While O’Leary had expressed concerns about the OSC’s 2015 position, he said he supports the CSA and CIRO’s warning on advisor awards.
“If you want to properly assess an advisor, it has to have a qualitative component,” O’Leary said. “If it’s quantitative [only], then it will inevitably end up just relying on AUM and number of clients served, rather than whether an advisor is doing a good job.”
He added that comparing advisors is more difficult than comparing fund managers due to differences in client needs and characteristics.
As as result, “many of the awards have no grounding in whether those advisors are doing a good job for their clients, and are overwhelmingly about how well [advisors] are able to sell,” he said. “They do far more damage than they do good.”
Darren Coleman, senior portfolio manager, private client group, with Coleman Wealth in Oakville, Ont., agreed that comparability is an inherent challenge with advisor awards.
“Trying to use rankings and other things to separate people or demonstrate skill is a very tricky thing to do,” said Coleman, who has won several in-firm and third-party awards. “All these rankings are problematic anyway, because there are just so many variables upon which someone would choose an advisor.”
He used the analogies of choosing a movie based on box office success, or choosing a restaurant for dinner based on revenues. “You could say McDonald’s makes a lousy hamburger, yet they’re highly successful, right?”
Rona Birenbaum, founder and president of Caring for Clients in Toronto — and a past award winner — supports the regulators’ efforts at minimizing confusion for clients.
“This policy seems to be about … raising the standard of what it means to be a financial advisor or planner, and we want consumers to be able to assess their options in an objective manner, based on criteria that reflect what consumers want today — not what impressed them 25 years ago, like AUM,” she said. “If you ask consumers for a list of the attributes they want in their ideal financial advisor, ‘talented salesperson or marketer’ likely wouldn’t make the top 10.”

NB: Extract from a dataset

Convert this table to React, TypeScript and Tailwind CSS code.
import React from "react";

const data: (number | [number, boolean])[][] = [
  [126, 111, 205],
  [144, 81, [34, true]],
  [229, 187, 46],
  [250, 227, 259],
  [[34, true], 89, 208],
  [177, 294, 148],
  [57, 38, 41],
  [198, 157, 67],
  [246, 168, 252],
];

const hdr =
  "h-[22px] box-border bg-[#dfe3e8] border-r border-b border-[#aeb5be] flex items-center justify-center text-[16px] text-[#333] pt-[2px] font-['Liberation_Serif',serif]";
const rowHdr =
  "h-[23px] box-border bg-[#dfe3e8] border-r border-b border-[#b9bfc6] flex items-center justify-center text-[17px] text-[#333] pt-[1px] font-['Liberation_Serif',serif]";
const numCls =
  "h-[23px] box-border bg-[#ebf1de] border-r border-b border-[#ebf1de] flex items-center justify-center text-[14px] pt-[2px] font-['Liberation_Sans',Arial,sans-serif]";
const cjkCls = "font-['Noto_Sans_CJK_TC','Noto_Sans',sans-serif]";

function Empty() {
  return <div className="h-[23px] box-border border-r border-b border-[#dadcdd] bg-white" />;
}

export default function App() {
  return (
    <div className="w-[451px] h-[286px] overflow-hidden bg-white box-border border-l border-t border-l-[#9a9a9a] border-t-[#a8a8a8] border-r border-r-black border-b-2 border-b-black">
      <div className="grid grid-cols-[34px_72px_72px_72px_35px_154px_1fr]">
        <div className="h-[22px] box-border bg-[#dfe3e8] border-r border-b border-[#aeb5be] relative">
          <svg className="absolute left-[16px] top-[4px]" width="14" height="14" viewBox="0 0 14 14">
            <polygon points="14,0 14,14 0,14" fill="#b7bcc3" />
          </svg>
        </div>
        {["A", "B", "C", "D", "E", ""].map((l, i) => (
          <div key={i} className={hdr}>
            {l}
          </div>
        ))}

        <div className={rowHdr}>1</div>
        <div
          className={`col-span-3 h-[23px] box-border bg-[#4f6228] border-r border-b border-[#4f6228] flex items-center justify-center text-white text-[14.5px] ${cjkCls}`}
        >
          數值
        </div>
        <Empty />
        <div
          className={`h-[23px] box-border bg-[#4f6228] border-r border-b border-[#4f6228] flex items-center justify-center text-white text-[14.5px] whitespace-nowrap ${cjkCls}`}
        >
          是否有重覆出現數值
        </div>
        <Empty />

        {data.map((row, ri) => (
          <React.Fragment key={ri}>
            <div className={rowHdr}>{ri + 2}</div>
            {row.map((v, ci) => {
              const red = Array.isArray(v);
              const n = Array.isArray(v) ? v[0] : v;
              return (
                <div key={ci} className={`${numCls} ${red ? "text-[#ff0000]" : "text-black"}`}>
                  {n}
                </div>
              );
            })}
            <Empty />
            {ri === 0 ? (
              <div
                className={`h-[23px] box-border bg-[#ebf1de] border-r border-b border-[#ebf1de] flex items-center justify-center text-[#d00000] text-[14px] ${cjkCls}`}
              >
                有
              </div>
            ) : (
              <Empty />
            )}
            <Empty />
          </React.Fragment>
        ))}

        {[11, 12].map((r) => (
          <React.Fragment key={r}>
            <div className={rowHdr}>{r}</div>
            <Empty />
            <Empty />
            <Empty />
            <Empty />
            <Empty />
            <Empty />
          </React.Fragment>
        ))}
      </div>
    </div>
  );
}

Coleman agreed the policy should cause advisors to revisit their communications with clients and prospects.
“The advisor has to be able to articulate their value proposition, in my view, without representing past investment performance — because that’s not repeatable,” he said.
And now that an advisor can’t rely on past accolades, “you’ve got to figure out some other way to demonstrate to the client that you can be a good choice. [The award restriction] just raises the bar a little bit on how well we do that.”

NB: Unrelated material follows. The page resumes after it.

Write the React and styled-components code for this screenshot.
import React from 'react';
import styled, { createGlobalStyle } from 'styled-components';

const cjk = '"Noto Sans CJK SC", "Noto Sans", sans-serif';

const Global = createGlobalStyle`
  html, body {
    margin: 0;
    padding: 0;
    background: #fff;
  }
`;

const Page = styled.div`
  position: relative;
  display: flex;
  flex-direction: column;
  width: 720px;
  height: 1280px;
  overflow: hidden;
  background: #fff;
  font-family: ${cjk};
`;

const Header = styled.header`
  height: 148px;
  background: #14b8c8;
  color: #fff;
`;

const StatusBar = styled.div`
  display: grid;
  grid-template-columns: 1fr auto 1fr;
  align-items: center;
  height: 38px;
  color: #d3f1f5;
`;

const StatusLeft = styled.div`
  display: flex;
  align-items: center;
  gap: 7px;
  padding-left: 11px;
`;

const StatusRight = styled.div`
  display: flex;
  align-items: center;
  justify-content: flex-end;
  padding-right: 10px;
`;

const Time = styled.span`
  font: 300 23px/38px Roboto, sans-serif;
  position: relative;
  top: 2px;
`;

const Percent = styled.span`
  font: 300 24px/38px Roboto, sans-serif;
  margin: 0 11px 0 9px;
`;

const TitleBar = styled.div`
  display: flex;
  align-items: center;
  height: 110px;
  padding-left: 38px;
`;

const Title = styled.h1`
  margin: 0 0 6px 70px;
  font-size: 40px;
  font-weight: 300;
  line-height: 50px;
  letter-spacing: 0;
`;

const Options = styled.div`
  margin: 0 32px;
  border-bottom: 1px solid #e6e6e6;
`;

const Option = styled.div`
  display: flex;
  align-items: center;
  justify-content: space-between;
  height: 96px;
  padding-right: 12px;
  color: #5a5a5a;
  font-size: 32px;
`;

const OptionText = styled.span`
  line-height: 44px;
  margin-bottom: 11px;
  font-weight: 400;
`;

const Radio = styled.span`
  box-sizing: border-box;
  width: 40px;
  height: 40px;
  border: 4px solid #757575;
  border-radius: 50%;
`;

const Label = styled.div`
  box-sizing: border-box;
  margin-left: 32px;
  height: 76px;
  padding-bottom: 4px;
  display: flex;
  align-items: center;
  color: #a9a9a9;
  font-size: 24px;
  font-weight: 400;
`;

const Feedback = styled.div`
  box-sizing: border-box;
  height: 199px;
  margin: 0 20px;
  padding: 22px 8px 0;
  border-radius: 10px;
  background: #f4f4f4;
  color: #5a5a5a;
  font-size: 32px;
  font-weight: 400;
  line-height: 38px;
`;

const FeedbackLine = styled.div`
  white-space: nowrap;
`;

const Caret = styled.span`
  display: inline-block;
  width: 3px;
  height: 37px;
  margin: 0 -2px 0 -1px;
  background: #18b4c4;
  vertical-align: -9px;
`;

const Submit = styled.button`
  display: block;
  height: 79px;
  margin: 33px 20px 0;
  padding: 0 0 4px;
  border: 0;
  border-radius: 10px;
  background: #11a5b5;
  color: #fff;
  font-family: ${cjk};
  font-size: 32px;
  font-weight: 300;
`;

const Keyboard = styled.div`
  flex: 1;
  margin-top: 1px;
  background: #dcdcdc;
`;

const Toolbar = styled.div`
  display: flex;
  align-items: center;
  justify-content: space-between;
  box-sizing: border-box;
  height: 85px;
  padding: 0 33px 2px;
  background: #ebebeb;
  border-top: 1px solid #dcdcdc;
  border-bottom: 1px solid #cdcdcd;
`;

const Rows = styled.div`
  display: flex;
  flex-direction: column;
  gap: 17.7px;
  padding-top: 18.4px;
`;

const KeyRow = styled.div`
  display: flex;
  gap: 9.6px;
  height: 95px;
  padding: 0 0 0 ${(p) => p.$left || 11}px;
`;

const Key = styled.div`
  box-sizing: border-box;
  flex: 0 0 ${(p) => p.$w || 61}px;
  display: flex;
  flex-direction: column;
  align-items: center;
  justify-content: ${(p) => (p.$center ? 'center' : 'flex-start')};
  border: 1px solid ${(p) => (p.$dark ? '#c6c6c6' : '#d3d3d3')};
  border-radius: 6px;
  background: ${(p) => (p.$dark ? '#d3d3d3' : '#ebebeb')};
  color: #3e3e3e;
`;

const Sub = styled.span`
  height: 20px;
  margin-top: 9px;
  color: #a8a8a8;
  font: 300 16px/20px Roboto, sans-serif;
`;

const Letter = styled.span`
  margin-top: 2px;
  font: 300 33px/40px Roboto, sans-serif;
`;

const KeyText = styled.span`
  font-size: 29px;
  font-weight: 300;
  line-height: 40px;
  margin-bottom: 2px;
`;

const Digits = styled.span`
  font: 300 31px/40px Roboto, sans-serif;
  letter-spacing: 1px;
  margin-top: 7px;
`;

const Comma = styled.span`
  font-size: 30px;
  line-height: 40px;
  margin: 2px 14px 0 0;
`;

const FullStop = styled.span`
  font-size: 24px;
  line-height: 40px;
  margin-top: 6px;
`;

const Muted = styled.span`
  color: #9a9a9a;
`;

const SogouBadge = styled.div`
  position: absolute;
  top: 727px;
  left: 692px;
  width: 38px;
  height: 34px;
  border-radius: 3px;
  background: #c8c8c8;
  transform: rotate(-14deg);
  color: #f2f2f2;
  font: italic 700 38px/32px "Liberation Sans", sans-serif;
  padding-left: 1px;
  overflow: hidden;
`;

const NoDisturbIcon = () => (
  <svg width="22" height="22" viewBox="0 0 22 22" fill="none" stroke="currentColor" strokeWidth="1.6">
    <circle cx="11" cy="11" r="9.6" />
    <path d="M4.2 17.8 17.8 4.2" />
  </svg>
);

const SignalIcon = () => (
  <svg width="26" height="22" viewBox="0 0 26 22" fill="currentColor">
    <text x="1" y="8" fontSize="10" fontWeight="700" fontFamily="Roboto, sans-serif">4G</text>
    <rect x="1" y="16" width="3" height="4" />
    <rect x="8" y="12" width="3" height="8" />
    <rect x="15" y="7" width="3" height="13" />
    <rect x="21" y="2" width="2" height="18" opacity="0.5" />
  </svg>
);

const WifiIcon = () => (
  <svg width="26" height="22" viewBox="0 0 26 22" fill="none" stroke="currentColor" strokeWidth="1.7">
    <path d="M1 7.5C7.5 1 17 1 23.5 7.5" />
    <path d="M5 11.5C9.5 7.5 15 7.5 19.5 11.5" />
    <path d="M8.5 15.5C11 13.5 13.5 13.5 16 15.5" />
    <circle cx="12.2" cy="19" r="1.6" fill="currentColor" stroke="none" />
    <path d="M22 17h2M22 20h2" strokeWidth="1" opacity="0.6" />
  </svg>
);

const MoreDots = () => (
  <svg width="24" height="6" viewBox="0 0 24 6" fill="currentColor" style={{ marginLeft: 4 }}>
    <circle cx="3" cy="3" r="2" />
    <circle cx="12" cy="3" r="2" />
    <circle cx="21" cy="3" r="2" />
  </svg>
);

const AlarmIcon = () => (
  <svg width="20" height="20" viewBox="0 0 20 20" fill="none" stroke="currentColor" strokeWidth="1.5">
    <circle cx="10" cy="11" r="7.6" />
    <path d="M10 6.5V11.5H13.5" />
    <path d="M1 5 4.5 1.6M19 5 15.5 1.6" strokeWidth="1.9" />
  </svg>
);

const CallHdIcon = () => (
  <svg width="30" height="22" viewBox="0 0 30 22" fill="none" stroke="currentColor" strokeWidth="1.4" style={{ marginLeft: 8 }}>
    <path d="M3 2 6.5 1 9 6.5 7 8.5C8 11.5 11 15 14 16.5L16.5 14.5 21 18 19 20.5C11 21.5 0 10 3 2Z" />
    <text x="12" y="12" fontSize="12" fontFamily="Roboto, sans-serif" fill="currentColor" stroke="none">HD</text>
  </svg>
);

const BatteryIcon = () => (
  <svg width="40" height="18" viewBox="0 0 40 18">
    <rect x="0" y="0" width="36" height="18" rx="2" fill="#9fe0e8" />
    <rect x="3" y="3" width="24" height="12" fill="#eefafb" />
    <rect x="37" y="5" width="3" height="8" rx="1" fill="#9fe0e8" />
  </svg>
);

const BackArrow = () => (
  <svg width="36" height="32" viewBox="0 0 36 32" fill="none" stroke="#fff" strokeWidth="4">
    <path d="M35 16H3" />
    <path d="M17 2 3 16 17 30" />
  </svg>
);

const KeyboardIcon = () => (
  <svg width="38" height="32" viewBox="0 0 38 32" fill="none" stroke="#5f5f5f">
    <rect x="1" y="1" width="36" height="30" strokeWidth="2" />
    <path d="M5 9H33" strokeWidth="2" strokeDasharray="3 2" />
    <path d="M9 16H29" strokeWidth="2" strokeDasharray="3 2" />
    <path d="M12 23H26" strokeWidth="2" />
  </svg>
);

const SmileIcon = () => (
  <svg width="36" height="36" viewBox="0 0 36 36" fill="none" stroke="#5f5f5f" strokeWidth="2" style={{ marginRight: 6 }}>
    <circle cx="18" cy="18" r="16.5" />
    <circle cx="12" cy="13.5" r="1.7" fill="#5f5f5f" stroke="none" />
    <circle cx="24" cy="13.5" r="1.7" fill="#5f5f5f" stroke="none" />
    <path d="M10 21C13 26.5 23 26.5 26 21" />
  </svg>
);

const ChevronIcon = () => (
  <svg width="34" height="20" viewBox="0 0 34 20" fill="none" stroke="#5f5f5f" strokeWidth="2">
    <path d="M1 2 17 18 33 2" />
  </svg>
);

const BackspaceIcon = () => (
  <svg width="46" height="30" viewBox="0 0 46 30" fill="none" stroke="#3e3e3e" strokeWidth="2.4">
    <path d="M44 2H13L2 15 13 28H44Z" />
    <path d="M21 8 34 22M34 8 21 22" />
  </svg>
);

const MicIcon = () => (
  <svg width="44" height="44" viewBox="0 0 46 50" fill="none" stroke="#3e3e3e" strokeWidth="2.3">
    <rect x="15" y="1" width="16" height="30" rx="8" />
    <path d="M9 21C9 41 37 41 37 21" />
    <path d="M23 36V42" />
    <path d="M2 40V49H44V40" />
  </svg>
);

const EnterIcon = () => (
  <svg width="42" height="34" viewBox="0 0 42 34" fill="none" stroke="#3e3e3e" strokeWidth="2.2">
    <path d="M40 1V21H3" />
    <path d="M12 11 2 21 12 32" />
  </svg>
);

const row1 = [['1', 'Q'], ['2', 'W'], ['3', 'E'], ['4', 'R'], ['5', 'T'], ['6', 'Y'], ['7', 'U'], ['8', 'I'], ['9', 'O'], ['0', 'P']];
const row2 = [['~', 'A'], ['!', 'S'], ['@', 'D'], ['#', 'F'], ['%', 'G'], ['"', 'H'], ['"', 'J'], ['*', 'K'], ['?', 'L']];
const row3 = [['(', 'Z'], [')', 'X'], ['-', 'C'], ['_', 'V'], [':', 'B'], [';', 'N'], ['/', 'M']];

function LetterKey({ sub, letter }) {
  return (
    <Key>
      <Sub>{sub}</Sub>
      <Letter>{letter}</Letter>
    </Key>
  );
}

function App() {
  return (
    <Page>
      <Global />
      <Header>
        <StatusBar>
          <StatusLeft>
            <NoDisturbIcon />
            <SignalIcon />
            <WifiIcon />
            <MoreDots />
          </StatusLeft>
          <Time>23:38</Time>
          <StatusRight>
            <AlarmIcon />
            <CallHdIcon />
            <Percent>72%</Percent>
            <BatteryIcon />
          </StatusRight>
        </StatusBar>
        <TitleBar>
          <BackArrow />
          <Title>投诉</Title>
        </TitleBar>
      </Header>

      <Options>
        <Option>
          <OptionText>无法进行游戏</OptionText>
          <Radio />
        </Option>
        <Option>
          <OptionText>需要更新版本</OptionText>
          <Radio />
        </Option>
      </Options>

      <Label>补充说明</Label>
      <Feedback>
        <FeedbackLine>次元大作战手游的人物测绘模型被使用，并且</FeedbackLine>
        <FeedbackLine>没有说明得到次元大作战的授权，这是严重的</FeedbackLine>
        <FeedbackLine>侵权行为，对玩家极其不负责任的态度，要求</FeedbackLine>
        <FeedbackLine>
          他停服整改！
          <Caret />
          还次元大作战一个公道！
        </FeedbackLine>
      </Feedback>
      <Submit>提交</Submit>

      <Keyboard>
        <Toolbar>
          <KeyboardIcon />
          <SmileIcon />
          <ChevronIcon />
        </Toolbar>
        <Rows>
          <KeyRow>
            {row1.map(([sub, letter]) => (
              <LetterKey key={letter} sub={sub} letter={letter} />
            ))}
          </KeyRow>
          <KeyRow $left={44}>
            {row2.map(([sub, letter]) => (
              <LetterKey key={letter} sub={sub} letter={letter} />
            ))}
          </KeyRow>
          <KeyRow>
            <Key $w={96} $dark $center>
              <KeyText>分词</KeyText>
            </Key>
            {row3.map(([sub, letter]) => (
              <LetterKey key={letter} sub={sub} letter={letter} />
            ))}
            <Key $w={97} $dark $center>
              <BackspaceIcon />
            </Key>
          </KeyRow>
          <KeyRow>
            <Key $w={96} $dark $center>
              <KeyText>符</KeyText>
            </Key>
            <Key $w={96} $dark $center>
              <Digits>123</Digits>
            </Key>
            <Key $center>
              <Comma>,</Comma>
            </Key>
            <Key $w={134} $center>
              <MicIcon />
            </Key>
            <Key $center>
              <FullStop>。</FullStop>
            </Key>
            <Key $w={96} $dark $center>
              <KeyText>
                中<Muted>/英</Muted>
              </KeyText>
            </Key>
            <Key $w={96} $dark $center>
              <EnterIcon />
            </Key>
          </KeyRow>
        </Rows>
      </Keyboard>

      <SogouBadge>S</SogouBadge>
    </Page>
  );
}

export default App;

Not everyone agrees the regulators hit the mark.
Rob Pollard, senior portfolio manager, private client group with The Wyndham Group in Toronto, said he agrees that pay-to-play and sales-oriented awards can mislead clients: “An award should never be based on production, because that creates bad behaviour.”

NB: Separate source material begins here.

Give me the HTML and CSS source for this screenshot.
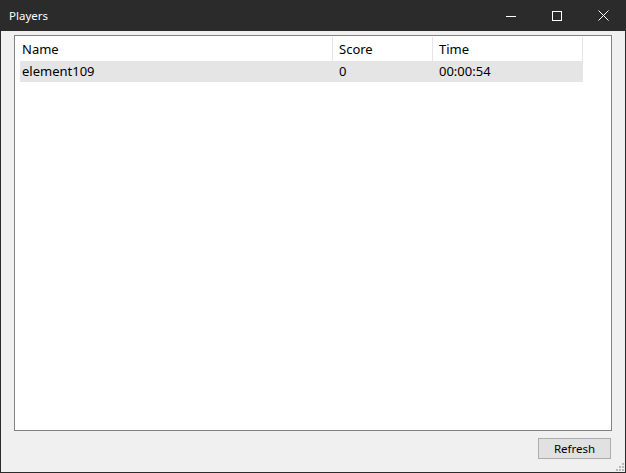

But including AUM in the warning “doesn’t make a lot of sense, because if you’re good, then you’re probably going to be growing,” Pollard said.
He argued that higher AUM allows an advisor to hire more staff with more varied skillsets, ultimately improving client outcomes. “I think [high] AUM is a sign of a well-run team.”
As a fee-only planner, Birenbaum sees the issue differently, saying that AUM and asset growth rates “are not correlated to a great client experience or above-average financial outcomes.” While she acknowledged that a high AUM can signal a practice’s stability, “you can have a successful business at a much smaller scale than the largest in our business.”
Pollard said he believes industry awards, done right, can motivate advisors to improve by fostering healthy competition.
He said some award programs “do pretty good research. They ask you a lot of questions,” he said. And when the list comes out, “you see what the [winners] are doing and you say, ‘How do we build a better team? How do we provide a better service?’ Those rankings, they motivate you to do that, which is only in the client’s best interest.”
Everyone interviewed for this story, in fact, felt that advisor awards can be executed well.
“It’d be great to see awards that focus on what really matters, which is how well advisors are serving their clients,” Bureaud said.
But he hopes the conversation will evolve beyond the merit of awards themselves: “I wish the debate was more focused on delivering good outcomes for clients, and the things we can measure in terms of those outcomes.”
Practically speaking, firms are beginning the job of scouring advisor profiles and websites to make the necessary changes. Coleman said he’s not concerned about removing award references from his online profiles.
“Obviously, we like to tell clients we won the Oscar, the Tony and the Grammy,” he joked. “But I don’t know how much stock clients put into [industry] awards. At the end of the day, I’d rather my client keep choosing me. That, ultimately, is the right form of recognition — that the clients think we can do the job.”